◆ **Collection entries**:
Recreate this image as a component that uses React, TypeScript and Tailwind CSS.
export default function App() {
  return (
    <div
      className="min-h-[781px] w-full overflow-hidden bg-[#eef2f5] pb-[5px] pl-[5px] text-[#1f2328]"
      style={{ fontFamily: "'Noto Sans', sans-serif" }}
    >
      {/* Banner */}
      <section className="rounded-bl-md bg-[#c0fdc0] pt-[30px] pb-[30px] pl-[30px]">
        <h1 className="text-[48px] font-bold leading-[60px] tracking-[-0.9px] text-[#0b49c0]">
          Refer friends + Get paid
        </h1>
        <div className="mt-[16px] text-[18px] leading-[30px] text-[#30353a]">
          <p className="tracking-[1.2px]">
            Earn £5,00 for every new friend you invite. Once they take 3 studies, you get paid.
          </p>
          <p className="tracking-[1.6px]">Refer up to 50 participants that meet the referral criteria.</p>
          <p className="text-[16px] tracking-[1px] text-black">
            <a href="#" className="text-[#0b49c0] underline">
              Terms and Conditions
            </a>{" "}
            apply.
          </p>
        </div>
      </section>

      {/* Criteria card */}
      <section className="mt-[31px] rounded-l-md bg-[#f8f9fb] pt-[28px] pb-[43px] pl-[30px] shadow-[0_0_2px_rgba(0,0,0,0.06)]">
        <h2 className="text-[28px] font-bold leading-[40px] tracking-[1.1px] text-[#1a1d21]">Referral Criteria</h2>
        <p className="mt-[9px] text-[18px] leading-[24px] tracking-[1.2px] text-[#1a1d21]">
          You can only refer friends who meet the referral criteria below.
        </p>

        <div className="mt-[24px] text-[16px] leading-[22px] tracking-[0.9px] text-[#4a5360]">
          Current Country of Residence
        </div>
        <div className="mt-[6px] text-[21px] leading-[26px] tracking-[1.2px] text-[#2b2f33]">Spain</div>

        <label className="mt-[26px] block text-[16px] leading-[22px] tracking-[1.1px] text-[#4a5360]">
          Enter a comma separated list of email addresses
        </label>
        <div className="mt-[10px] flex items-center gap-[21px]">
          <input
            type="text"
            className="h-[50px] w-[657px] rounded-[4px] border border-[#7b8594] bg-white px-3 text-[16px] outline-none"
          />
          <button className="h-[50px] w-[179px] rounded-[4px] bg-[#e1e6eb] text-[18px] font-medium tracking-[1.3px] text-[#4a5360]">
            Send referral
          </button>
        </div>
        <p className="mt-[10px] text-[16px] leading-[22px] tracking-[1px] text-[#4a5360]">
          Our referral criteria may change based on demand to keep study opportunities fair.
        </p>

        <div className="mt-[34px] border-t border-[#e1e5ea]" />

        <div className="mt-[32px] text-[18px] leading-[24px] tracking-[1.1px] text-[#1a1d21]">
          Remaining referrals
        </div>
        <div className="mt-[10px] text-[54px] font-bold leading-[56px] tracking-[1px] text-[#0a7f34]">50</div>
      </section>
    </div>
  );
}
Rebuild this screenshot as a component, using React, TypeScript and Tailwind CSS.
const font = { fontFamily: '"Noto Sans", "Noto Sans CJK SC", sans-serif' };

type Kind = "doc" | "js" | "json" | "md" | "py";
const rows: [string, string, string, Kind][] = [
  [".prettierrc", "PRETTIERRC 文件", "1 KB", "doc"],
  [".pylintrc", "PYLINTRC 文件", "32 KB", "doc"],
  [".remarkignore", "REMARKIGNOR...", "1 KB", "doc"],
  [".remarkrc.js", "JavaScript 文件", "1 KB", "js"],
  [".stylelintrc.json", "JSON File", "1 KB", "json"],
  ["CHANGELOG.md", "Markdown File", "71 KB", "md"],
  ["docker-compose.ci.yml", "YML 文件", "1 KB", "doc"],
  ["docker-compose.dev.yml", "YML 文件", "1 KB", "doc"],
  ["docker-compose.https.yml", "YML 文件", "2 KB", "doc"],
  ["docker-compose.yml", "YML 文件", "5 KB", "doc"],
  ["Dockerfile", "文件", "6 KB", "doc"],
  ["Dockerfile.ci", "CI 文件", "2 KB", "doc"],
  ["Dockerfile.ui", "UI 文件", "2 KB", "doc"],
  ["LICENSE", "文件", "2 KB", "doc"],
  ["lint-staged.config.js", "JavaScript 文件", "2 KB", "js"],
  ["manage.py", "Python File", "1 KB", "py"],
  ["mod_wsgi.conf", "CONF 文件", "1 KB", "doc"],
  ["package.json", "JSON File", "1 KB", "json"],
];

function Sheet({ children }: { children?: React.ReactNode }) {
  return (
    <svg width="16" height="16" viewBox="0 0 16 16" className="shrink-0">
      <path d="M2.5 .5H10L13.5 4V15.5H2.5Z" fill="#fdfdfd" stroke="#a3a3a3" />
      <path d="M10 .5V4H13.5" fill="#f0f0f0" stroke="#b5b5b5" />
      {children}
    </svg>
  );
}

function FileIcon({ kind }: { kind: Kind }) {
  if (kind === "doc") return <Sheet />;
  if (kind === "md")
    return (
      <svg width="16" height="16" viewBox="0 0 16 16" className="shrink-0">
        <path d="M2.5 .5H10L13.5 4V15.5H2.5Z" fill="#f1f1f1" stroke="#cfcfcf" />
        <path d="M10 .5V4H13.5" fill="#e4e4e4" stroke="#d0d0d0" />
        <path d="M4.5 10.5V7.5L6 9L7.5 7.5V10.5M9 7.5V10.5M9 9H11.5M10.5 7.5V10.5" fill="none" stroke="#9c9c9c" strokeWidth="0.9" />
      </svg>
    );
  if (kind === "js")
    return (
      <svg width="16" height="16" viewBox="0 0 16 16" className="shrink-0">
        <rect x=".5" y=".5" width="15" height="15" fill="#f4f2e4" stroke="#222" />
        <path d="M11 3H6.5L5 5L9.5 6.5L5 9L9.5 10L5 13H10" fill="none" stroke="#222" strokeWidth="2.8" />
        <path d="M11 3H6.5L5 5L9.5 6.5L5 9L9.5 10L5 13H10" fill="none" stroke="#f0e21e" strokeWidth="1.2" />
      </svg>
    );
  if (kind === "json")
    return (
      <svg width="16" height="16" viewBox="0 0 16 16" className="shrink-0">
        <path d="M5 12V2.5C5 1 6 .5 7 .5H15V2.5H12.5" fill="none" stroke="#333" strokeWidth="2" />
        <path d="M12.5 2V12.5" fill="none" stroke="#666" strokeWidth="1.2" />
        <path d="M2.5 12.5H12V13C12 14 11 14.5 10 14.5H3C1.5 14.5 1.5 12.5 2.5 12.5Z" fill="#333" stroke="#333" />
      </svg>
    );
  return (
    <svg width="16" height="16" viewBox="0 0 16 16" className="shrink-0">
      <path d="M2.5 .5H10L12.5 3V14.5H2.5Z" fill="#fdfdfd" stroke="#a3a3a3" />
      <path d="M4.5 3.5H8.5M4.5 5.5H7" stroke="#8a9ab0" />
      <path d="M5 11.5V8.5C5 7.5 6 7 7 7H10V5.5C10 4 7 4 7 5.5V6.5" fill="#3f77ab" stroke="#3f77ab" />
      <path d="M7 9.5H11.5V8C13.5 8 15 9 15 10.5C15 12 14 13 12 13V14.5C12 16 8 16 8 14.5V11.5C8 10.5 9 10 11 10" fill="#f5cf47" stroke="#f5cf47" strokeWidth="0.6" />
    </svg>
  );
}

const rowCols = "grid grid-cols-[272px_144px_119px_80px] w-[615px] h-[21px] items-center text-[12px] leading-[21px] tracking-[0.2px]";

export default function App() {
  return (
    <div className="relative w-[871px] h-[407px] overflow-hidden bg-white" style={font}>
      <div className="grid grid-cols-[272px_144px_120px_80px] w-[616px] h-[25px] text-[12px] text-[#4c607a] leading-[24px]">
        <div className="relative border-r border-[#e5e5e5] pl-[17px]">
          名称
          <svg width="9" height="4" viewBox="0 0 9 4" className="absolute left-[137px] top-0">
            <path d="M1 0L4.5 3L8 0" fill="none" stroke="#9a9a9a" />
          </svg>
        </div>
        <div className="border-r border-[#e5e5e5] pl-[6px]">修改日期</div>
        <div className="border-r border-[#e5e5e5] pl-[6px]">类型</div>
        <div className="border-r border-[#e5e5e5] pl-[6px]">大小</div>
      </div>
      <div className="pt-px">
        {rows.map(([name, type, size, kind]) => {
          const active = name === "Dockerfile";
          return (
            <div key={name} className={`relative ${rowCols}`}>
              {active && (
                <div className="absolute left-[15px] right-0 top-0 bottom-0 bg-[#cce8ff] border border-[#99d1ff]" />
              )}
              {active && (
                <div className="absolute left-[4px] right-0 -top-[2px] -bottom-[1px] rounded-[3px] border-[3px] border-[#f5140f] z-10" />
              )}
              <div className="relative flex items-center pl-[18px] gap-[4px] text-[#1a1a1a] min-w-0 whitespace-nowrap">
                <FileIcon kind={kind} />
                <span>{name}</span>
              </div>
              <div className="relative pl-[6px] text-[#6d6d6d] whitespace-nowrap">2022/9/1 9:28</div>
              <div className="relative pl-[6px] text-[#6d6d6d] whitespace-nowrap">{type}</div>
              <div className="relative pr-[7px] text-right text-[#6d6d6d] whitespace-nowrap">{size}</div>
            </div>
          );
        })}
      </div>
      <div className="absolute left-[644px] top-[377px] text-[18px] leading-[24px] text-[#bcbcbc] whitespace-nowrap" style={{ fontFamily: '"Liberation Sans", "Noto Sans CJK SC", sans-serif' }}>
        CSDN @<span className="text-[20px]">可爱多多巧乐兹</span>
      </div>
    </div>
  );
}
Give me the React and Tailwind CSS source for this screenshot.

◆ **What is being asked**: In the entries above, find each line with the word "that" and copy it.

◆ **Output**:
Recreate this image as a component that uses React, TypeScript and Tailwind CSS.
          <p className="tracking-[1.6px]">Refer up to 50 participants that meet the referral criteria.</p>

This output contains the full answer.